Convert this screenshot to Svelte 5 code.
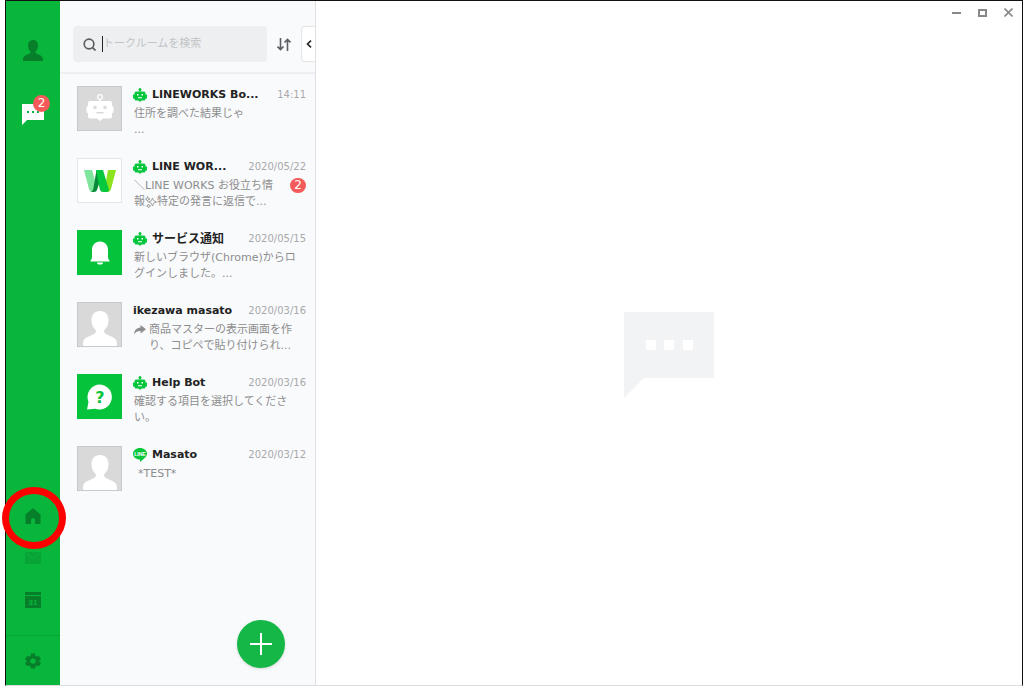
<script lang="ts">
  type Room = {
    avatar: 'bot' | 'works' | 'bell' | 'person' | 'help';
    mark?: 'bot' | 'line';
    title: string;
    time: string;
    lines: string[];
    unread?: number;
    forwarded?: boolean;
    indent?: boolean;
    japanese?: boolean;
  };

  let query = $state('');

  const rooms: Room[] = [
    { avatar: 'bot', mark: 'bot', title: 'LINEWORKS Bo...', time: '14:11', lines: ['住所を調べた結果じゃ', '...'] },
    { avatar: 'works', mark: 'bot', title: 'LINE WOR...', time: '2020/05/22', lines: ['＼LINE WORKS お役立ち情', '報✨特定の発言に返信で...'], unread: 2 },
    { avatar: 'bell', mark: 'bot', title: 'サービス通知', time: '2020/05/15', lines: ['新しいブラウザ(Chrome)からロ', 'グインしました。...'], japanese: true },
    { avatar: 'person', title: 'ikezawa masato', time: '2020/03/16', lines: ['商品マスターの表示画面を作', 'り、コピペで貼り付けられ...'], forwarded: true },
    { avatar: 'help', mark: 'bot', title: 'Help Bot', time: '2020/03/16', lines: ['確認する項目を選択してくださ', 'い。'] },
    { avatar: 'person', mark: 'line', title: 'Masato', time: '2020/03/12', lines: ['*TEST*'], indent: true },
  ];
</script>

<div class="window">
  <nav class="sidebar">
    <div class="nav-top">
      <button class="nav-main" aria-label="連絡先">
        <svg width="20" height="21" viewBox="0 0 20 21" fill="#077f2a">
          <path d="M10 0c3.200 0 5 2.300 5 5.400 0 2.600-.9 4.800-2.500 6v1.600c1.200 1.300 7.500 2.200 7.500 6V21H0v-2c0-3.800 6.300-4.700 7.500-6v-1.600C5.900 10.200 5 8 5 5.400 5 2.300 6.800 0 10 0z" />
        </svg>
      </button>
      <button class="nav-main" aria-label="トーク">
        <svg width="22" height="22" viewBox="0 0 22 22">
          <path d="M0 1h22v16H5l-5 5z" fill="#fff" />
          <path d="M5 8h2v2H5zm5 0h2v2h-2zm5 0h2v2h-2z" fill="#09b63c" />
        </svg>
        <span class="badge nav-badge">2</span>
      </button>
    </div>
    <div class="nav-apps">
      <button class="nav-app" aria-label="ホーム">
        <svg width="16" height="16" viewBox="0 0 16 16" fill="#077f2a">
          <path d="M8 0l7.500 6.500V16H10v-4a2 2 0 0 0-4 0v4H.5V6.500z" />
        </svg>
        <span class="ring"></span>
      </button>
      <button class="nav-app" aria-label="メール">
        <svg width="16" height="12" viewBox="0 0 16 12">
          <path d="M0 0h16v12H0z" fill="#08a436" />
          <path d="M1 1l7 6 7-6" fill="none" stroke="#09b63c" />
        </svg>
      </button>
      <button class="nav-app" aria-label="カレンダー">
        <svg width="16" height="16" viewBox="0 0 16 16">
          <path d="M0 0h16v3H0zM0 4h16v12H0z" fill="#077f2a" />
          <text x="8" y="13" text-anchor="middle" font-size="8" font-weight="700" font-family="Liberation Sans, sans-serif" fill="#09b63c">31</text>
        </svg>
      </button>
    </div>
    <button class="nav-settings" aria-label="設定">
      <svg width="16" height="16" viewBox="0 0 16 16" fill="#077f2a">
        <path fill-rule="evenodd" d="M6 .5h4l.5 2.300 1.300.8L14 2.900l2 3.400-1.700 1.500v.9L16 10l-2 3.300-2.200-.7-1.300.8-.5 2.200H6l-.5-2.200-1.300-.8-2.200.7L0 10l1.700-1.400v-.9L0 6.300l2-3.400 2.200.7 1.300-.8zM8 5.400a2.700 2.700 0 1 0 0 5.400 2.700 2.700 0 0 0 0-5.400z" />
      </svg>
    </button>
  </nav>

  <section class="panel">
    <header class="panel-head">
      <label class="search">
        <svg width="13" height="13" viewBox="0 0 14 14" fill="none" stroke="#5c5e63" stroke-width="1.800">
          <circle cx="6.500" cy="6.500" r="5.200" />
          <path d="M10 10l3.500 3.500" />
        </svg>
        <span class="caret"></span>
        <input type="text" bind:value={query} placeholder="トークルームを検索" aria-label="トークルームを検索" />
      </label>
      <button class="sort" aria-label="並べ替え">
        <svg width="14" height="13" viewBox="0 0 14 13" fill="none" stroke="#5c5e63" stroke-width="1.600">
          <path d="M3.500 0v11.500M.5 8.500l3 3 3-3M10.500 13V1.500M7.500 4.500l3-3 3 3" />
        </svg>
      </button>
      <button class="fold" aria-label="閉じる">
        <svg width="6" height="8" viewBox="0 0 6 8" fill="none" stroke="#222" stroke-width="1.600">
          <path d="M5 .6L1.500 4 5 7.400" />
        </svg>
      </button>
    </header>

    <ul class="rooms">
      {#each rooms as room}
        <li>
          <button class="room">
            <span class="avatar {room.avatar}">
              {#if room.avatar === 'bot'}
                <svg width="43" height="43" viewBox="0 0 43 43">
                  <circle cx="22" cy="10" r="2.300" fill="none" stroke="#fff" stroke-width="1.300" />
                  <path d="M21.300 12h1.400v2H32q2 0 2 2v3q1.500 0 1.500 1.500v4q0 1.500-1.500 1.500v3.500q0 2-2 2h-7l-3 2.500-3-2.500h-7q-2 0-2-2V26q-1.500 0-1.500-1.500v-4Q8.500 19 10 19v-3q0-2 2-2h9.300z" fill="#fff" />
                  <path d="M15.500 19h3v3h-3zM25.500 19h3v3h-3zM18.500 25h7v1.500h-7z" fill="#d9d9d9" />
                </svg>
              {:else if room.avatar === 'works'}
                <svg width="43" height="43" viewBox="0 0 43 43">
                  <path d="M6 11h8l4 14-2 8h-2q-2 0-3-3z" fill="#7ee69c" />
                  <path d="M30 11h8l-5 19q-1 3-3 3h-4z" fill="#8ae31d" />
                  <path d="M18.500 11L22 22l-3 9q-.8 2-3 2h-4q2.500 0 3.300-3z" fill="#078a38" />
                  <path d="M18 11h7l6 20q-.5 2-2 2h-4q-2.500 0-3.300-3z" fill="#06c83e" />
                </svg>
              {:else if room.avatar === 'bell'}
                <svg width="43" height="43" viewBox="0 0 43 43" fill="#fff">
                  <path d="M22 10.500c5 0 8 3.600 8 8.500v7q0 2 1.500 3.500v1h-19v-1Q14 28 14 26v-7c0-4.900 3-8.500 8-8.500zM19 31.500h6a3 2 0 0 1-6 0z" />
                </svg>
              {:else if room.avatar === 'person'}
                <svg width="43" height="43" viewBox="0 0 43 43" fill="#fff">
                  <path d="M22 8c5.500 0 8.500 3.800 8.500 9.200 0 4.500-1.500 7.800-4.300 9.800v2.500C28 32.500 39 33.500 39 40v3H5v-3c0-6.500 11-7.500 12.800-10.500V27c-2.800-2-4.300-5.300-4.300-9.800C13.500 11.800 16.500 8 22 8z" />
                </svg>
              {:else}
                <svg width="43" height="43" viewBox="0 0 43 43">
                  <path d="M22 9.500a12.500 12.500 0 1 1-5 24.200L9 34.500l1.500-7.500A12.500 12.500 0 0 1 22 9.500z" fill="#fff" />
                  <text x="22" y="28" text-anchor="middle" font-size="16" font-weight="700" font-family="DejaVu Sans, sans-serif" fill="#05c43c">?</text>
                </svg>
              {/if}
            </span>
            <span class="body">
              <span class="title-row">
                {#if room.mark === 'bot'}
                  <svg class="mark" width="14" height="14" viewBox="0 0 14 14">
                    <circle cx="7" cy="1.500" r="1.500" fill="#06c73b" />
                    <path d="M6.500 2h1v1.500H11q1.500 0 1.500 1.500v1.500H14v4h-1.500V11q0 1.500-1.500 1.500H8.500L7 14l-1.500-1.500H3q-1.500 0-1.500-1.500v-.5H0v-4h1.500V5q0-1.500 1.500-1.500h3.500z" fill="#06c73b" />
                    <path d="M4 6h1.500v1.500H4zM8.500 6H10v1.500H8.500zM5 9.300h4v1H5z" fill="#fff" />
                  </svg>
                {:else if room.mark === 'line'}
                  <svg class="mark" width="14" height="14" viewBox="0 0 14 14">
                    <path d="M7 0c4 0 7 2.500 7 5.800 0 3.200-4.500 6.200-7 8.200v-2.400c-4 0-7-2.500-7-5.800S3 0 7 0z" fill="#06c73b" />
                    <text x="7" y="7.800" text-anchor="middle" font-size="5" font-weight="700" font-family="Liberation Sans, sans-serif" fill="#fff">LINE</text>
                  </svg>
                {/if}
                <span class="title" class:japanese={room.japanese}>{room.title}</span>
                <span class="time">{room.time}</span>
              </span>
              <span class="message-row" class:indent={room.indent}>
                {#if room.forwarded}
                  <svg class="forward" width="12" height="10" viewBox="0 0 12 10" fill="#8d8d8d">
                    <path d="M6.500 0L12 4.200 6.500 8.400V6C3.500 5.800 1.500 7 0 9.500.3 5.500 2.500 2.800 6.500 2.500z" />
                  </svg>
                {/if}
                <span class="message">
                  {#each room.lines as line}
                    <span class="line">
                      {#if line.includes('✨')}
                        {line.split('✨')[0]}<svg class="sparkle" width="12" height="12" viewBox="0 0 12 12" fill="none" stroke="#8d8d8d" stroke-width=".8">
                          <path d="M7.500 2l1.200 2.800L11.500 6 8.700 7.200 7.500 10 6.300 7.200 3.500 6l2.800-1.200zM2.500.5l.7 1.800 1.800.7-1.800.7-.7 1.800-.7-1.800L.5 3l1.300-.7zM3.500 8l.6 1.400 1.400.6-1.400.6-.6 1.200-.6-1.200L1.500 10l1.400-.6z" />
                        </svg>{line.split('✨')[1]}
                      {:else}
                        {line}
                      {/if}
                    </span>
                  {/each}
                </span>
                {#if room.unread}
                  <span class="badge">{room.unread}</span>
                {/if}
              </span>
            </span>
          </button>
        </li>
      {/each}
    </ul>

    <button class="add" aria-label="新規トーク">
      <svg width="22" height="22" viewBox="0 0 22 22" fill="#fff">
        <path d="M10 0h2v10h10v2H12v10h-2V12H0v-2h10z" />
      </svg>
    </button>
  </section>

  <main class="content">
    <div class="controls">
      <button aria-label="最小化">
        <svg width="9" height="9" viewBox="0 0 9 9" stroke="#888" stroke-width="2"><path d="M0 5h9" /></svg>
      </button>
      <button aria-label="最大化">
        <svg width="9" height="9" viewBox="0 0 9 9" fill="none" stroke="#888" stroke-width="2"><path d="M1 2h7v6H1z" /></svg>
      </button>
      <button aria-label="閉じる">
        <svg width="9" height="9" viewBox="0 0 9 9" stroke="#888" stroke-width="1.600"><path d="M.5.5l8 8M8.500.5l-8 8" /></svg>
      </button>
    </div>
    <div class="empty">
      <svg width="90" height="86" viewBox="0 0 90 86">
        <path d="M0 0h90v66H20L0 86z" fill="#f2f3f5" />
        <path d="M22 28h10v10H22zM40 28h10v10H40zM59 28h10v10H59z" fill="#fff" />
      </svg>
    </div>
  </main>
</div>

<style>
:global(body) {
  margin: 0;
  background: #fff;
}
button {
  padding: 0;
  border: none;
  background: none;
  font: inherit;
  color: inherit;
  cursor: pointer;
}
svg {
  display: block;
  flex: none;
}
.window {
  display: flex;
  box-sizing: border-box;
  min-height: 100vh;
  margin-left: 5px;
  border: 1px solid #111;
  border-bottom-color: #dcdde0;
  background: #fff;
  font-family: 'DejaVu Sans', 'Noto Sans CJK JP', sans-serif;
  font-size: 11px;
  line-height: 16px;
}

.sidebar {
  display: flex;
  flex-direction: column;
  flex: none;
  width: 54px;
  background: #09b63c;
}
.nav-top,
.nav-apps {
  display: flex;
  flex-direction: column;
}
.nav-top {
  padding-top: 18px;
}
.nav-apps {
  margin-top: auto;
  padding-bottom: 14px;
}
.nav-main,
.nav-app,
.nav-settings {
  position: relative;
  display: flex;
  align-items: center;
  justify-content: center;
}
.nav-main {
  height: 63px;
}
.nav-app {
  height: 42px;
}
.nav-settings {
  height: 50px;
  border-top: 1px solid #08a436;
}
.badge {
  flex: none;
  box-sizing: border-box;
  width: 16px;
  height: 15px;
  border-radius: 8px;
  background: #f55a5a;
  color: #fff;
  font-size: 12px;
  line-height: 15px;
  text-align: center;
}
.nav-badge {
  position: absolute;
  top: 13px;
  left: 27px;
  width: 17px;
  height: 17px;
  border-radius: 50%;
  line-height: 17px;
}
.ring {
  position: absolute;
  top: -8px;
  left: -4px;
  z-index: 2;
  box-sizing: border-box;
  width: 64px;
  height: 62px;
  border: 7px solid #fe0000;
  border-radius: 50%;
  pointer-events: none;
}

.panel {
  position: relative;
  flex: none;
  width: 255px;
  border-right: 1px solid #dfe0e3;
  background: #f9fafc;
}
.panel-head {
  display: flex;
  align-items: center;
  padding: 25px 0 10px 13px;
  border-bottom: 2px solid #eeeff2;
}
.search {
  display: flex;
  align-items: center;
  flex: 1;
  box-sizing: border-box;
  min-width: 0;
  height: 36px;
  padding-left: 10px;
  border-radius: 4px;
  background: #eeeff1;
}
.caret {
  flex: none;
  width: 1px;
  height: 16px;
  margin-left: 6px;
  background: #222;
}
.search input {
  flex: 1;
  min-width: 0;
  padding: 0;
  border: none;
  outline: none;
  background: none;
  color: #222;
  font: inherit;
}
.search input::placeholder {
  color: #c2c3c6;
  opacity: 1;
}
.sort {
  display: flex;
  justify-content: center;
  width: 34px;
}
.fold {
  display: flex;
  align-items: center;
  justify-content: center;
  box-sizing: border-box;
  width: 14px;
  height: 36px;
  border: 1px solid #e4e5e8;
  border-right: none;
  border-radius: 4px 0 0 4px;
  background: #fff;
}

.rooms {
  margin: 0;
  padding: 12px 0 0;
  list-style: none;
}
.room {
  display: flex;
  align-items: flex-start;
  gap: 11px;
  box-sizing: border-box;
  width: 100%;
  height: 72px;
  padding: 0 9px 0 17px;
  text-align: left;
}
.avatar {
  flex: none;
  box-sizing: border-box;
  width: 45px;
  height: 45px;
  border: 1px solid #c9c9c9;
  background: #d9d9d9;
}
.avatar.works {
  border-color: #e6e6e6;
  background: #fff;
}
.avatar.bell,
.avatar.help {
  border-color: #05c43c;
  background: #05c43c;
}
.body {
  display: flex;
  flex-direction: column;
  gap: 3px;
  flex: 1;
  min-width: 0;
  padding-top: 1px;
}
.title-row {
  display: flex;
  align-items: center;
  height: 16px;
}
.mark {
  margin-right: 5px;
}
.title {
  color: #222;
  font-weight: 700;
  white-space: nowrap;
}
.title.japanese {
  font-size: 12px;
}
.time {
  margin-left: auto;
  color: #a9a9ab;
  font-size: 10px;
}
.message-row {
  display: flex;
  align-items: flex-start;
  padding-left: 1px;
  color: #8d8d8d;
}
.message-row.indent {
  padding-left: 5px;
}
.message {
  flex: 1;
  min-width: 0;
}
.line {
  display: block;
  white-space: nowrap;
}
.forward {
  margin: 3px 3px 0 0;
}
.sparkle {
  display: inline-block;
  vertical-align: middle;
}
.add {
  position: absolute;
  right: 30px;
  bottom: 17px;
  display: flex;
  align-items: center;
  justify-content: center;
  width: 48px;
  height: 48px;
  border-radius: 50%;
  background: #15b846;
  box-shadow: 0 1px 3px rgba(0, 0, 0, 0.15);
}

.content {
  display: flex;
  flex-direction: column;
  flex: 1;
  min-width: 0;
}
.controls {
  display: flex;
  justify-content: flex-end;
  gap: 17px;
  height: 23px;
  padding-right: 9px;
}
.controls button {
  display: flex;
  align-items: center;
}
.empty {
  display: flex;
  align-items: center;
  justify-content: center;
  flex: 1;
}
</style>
-- -- --
AIM OF THE TASK: Extract, word for word, each line from the top of the data down to and including the line with "let query = $state('');"; skip the pictures.

RESPONSE:
Convert this screenshot to Svelte 5 code.
<script lang="ts">
  type Room = {
    avatar: 'bot' | 'works' | 'bell' | 'person' | 'help';
    mark?: 'bot' | 'line';
    title: string;
    time: string;
    lines: string[];
    unread?: number;
    forwarded?: boolean;
    indent?: boolean;
    japanese?: boolean;
  };

  let query = $state('');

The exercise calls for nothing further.